- **What you have to do**: Within the material below, find each line bearing the word "styles" and present it.

--- BEGIN Records shown ---

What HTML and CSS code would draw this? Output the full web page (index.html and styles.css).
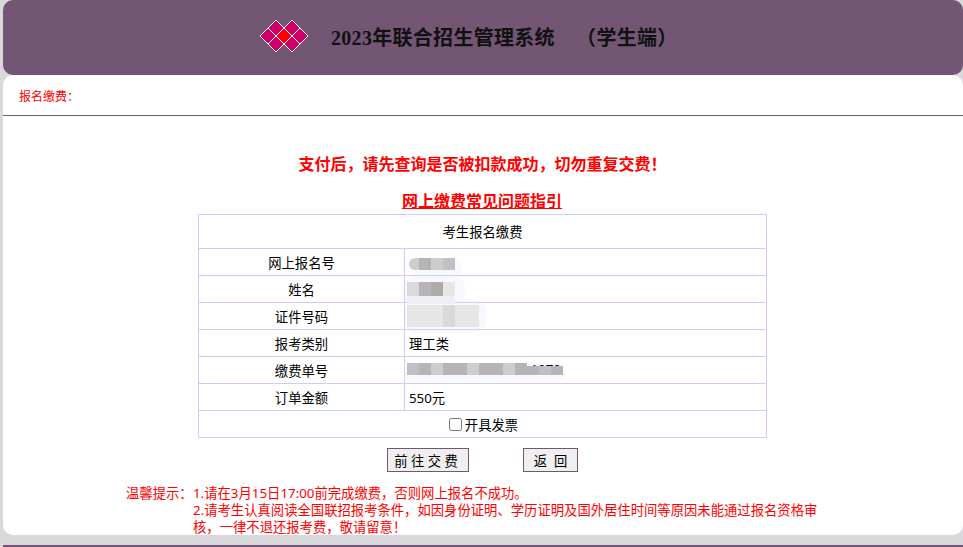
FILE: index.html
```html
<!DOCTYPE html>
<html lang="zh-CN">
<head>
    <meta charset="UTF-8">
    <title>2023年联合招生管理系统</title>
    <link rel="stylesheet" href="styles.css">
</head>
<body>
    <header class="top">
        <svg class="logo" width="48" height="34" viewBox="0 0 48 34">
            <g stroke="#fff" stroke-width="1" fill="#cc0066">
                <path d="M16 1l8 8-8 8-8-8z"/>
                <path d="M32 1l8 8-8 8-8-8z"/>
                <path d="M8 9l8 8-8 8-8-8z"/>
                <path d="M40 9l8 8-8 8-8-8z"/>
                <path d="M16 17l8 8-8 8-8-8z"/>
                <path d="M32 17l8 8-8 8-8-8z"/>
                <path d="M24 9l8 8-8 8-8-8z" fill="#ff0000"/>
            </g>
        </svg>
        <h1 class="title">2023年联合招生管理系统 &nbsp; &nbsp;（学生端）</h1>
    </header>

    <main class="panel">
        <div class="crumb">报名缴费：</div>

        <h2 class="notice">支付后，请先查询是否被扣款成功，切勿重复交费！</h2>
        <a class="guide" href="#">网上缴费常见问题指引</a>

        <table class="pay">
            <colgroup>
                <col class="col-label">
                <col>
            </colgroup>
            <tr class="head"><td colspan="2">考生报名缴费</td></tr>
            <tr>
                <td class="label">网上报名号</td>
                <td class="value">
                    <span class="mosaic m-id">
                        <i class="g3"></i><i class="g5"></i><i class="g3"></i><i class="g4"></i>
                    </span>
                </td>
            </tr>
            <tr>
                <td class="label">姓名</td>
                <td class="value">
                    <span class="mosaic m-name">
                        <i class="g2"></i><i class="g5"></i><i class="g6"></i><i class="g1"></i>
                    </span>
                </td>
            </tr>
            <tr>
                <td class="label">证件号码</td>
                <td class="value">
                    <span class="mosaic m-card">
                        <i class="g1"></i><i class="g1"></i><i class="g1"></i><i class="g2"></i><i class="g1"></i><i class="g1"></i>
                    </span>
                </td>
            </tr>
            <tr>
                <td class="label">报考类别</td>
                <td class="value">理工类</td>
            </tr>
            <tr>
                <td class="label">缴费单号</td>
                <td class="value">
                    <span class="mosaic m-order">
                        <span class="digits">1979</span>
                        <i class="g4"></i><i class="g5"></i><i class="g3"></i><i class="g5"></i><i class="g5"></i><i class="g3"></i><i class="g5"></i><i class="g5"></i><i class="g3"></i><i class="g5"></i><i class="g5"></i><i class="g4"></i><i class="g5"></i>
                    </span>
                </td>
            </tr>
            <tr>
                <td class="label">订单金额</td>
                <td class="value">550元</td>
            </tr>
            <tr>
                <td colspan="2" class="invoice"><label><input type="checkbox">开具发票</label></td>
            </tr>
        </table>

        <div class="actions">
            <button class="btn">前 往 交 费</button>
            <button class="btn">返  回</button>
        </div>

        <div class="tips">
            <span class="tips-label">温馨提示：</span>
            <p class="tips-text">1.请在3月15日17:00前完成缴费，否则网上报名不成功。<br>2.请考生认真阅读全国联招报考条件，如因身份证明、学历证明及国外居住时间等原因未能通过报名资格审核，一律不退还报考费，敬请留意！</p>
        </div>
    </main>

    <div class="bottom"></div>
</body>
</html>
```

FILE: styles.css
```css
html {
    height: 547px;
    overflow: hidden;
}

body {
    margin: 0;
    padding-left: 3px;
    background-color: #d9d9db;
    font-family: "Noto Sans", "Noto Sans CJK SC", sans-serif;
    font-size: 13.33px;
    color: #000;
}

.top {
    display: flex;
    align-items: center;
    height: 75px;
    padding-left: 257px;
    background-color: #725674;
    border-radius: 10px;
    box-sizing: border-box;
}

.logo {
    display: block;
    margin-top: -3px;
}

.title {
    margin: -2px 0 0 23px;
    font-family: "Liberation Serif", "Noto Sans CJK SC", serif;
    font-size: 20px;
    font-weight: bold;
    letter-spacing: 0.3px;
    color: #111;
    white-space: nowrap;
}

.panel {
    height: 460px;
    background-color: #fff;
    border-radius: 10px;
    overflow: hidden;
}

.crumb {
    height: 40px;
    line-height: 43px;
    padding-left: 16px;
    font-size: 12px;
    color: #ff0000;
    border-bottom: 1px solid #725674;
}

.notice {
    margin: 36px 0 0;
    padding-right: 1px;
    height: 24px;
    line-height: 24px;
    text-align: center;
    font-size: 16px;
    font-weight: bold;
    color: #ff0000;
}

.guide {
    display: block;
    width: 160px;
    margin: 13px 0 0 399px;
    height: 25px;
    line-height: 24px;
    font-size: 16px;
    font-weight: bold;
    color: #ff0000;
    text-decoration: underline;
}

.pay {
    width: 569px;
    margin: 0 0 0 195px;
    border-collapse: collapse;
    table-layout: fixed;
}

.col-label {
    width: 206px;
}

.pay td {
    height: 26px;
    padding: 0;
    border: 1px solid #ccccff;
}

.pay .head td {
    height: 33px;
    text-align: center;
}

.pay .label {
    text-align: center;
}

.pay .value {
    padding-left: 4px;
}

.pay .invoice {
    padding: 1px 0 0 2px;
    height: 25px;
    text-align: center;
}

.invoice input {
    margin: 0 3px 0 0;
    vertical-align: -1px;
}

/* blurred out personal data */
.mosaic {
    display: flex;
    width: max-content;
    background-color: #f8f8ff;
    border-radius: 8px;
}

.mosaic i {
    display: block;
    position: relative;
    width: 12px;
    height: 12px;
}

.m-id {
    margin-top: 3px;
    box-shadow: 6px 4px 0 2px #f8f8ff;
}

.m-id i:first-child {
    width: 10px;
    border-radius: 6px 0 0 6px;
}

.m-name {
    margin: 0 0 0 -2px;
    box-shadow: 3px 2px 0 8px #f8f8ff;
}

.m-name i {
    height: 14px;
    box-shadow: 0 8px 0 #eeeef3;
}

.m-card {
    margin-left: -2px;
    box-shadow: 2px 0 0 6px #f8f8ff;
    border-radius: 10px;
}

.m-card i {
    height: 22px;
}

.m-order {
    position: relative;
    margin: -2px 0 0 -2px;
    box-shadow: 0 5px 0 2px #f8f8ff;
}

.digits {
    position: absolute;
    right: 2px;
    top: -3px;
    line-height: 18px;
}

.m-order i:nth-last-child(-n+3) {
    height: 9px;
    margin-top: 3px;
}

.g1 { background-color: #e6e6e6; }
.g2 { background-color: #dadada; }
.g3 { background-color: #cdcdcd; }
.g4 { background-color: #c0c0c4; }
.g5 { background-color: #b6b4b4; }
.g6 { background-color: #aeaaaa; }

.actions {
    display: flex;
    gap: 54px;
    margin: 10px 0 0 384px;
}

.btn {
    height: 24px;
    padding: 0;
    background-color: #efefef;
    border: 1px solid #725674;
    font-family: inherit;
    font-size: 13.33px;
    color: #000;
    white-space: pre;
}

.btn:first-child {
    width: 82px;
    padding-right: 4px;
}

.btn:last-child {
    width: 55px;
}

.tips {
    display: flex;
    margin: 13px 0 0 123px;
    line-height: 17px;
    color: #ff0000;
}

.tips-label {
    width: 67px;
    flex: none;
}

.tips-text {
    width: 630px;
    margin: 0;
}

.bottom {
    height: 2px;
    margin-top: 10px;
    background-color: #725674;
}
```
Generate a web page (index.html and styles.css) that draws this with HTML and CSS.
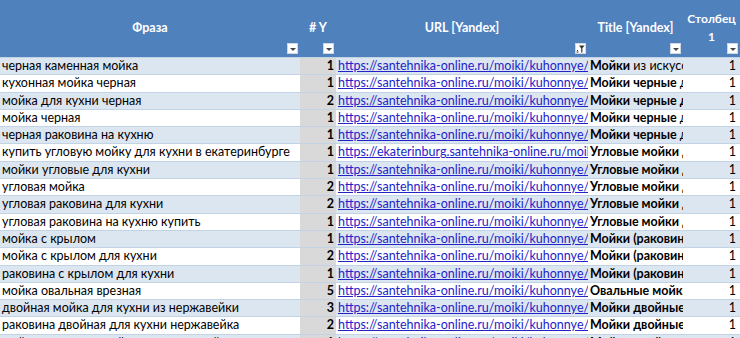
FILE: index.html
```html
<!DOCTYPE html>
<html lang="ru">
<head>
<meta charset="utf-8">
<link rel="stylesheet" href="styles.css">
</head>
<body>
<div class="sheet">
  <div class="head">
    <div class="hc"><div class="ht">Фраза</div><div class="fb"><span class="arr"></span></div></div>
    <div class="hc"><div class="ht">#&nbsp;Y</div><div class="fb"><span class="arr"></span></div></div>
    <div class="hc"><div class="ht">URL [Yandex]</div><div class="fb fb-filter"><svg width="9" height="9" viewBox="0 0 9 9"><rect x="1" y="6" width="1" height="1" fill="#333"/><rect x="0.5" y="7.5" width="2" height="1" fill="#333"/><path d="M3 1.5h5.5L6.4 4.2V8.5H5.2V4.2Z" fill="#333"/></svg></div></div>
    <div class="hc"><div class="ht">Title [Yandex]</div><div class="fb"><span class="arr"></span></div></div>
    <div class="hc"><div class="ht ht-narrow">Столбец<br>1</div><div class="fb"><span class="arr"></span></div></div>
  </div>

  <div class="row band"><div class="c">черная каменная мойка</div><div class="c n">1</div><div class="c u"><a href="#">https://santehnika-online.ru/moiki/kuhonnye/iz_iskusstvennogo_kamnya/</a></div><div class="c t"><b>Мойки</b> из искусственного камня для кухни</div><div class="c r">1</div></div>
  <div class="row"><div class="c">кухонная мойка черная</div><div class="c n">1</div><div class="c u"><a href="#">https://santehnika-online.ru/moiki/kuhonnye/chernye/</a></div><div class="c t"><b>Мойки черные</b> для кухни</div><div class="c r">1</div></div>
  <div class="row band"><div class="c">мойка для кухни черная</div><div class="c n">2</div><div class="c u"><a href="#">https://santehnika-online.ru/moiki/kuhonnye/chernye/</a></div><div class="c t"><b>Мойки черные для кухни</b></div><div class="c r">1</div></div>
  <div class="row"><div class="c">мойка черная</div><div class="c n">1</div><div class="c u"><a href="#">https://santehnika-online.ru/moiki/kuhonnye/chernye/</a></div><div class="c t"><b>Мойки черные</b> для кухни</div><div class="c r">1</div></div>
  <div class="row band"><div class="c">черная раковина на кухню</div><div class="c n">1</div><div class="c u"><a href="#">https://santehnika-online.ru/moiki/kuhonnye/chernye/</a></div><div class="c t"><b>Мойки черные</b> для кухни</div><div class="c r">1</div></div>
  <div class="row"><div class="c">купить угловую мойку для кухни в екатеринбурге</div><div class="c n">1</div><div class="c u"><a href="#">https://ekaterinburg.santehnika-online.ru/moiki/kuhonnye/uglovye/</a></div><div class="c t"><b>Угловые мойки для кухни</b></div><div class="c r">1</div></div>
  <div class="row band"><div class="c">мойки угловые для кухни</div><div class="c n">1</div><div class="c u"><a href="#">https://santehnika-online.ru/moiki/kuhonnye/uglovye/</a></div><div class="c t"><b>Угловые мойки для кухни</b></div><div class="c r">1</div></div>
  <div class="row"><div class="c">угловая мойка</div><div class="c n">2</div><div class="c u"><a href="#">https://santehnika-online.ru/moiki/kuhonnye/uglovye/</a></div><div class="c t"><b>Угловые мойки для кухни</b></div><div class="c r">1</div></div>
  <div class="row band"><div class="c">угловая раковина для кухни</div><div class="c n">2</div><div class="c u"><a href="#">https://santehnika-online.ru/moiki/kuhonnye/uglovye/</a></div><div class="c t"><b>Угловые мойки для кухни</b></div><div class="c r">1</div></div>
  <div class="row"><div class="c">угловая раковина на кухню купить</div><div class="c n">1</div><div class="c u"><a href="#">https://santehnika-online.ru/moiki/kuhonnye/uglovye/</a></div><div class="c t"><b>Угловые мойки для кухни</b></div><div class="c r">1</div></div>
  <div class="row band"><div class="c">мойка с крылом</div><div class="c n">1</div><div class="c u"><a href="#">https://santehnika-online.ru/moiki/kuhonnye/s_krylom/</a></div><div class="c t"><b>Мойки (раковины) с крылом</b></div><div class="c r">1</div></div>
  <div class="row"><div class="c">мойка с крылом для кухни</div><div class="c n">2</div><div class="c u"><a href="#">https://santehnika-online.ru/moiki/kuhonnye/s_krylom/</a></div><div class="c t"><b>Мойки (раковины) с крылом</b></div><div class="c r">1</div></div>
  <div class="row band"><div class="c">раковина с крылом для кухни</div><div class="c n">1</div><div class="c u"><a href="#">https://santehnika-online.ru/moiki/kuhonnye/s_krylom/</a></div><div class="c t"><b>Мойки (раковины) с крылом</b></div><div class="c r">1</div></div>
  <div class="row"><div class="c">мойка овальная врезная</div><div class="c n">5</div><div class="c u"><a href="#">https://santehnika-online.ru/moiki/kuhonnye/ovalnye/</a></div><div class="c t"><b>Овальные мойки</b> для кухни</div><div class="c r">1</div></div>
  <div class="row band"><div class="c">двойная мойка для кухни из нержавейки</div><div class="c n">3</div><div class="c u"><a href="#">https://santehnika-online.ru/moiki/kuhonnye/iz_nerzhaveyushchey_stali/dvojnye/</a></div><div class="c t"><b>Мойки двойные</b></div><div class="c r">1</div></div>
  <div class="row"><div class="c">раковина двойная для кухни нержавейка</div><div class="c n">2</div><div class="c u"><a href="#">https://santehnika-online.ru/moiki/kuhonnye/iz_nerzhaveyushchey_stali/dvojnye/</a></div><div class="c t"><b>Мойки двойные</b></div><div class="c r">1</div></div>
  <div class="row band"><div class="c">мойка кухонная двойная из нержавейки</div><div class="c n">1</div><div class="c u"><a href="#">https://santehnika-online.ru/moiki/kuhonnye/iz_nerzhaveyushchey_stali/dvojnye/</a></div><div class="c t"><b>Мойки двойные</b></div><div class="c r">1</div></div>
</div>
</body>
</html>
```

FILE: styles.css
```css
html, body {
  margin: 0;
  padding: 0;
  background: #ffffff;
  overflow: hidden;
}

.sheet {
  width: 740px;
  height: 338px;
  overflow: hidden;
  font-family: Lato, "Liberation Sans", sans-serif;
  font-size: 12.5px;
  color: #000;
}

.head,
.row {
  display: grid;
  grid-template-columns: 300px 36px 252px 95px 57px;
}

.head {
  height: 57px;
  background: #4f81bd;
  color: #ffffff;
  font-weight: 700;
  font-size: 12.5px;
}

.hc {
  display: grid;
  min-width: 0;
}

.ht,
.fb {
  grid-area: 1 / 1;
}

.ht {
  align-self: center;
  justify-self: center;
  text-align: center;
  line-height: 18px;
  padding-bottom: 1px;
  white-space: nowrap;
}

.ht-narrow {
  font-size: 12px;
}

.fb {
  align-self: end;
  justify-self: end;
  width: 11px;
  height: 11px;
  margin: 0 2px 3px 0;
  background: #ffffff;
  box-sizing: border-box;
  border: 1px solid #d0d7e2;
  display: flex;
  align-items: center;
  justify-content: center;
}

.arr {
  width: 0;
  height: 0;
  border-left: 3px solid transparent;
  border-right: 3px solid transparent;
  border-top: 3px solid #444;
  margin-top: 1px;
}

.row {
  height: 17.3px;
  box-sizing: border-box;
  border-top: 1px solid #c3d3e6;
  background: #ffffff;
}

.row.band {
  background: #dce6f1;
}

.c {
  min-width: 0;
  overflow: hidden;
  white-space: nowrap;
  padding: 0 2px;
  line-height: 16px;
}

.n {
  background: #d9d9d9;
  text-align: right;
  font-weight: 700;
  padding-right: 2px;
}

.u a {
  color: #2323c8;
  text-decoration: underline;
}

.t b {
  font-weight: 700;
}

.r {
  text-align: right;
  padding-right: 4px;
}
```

--- END Records shown ---

- **Answer to this exercise**:
What HTML and CSS code would draw this? Output the full web page (index.html and styles.css).
    <link rel="stylesheet" href="styles.css">
FILE: styles.css
Generate a web page (index.html and styles.css) that draws this with HTML and CSS.
<link rel="stylesheet" href="styles.css">
FILE: styles.css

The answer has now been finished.